> Data supplied
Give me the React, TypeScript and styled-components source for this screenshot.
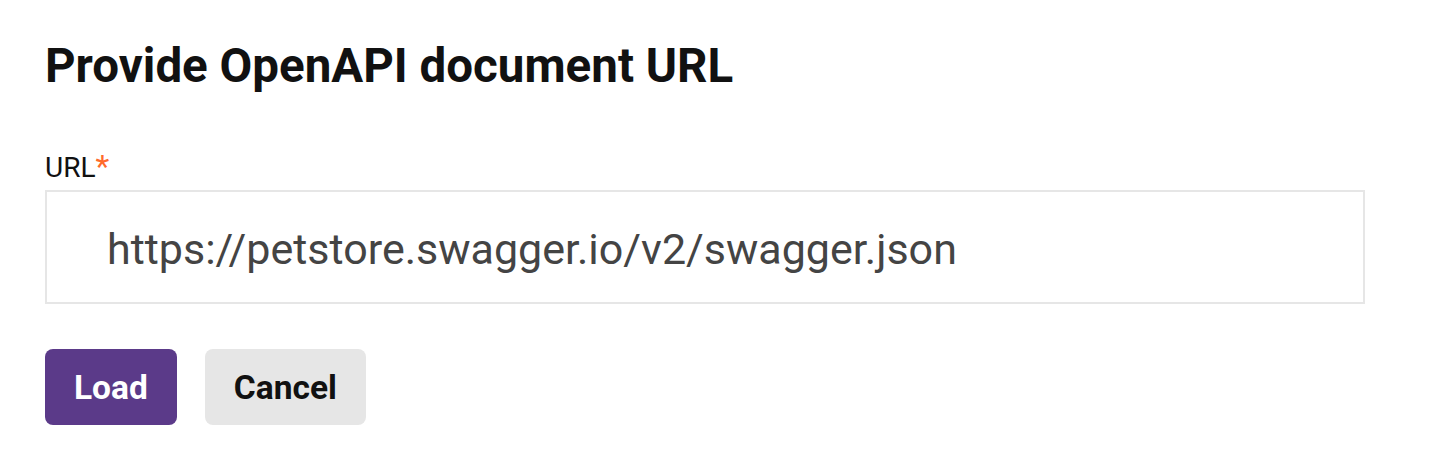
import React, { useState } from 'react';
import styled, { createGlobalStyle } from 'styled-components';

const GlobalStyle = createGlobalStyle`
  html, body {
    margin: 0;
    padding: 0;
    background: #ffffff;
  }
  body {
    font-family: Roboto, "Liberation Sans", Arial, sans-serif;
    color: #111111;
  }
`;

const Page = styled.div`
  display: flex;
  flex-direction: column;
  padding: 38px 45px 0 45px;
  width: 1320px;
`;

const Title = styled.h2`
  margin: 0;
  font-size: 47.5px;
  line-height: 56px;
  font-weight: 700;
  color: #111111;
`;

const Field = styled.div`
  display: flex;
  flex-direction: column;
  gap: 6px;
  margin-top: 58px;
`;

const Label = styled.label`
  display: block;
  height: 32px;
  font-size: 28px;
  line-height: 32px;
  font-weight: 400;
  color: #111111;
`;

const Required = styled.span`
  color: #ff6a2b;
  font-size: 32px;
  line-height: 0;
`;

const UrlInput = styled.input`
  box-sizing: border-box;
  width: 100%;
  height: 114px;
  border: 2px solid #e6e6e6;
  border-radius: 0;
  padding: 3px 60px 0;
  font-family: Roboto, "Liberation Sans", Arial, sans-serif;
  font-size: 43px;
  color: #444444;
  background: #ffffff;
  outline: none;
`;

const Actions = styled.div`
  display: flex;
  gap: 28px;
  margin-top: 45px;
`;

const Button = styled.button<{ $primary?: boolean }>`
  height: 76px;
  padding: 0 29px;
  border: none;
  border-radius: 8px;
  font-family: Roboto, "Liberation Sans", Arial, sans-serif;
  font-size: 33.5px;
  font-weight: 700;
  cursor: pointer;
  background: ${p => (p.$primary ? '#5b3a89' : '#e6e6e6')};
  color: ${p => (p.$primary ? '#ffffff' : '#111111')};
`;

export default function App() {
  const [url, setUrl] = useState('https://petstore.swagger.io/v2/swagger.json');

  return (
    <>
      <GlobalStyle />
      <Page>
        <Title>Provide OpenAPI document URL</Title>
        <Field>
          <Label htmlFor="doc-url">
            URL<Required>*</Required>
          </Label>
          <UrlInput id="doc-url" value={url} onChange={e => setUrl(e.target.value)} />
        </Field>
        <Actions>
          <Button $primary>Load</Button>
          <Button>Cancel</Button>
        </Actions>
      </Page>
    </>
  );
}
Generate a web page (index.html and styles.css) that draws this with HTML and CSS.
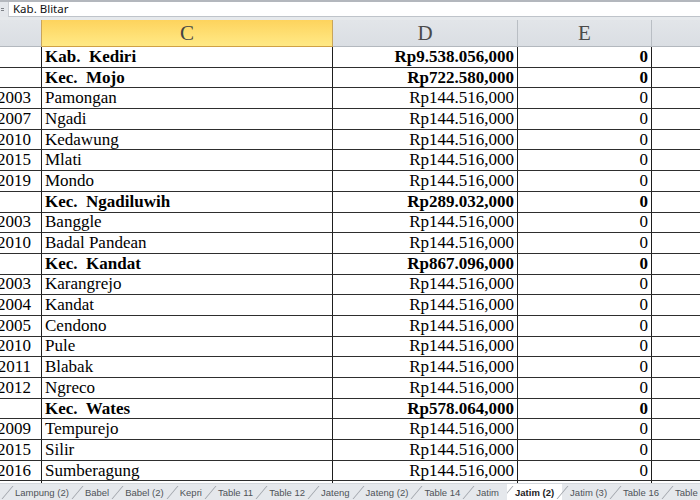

> Exercise details
Quote the material word for word, dropping any images it holds.

> Final answer
Give me the React, TypeScript and styled-components source for this screenshot.
import React, { useState } from 'react';
import styled, { createGlobalStyle } from 'styled-components';

const GlobalStyle = createGlobalStyle`
  html, body {
    margin: 0;
    padding: 0;
    background: #ffffff;
  }
  body {
    font-family: Roboto, "Liberation Sans", Arial, sans-serif;
    color: #111111;
  }
`;

const Page = styled.div`
  display: flex;
  flex-direction: column;
  padding: 38px 45px 0 45px;
  width: 1320px;
`;

const Title = styled.h2`
  margin: 0;
  font-size: 47.5px;
  line-height: 56px;
  font-weight: 700;
  color: #111111;
`;

const Field = styled.div`
  display: flex;
  flex-direction: column;
  gap: 6px;
  margin-top: 58px;
`;

const Label = styled.label`
  display: block;
  height: 32px;
  font-size: 28px;
  line-height: 32px;
  font-weight: 400;
  color: #111111;
`;

const Required = styled.span`
  color: #ff6a2b;
  font-size: 32px;
  line-height: 0;
`;

const UrlInput = styled.input`
  box-sizing: border-box;
  width: 100%;
  height: 114px;
  border: 2px solid #e6e6e6;
  border-radius: 0;
  padding: 3px 60px 0;
  font-family: Roboto, "Liberation Sans", Arial, sans-serif;
  font-size: 43px;
  color: #444444;
  background: #ffffff;
  outline: none;
`;

const Actions = styled.div`
  display: flex;
  gap: 28px;
  margin-top: 45px;
`;

const Button = styled.button<{ $primary?: boolean }>`
  height: 76px;
  padding: 0 29px;
  border: none;
  border-radius: 8px;
  font-family: Roboto, "Liberation Sans", Arial, sans-serif;
  font-size: 33.5px;
  font-weight: 700;
  cursor: pointer;
  background: ${p => (p.$primary ? '#5b3a89' : '#e6e6e6')};
  color: ${p => (p.$primary ? '#ffffff' : '#111111')};
`;

export default function App() {
  const [url, setUrl] = useState('https://petstore.swagger.io/v2/swagger.json');

  return (
    <>
      <GlobalStyle />
      <Page>
        <Title>Provide OpenAPI document URL</Title>
        <Field>
          <Label htmlFor="doc-url">
            URL<Required>*</Required>
          </Label>
          <UrlInput id="doc-url" value={url} onChange={e => setUrl(e.target.value)} />
        </Field>
        <Actions>
          <Button $primary>Load</Button>
          <Button>Cancel</Button>
        </Actions>
      </Page>
    </>
  );
}
Generate a web page (index.html and styles.css) that draws this with HTML and CSS.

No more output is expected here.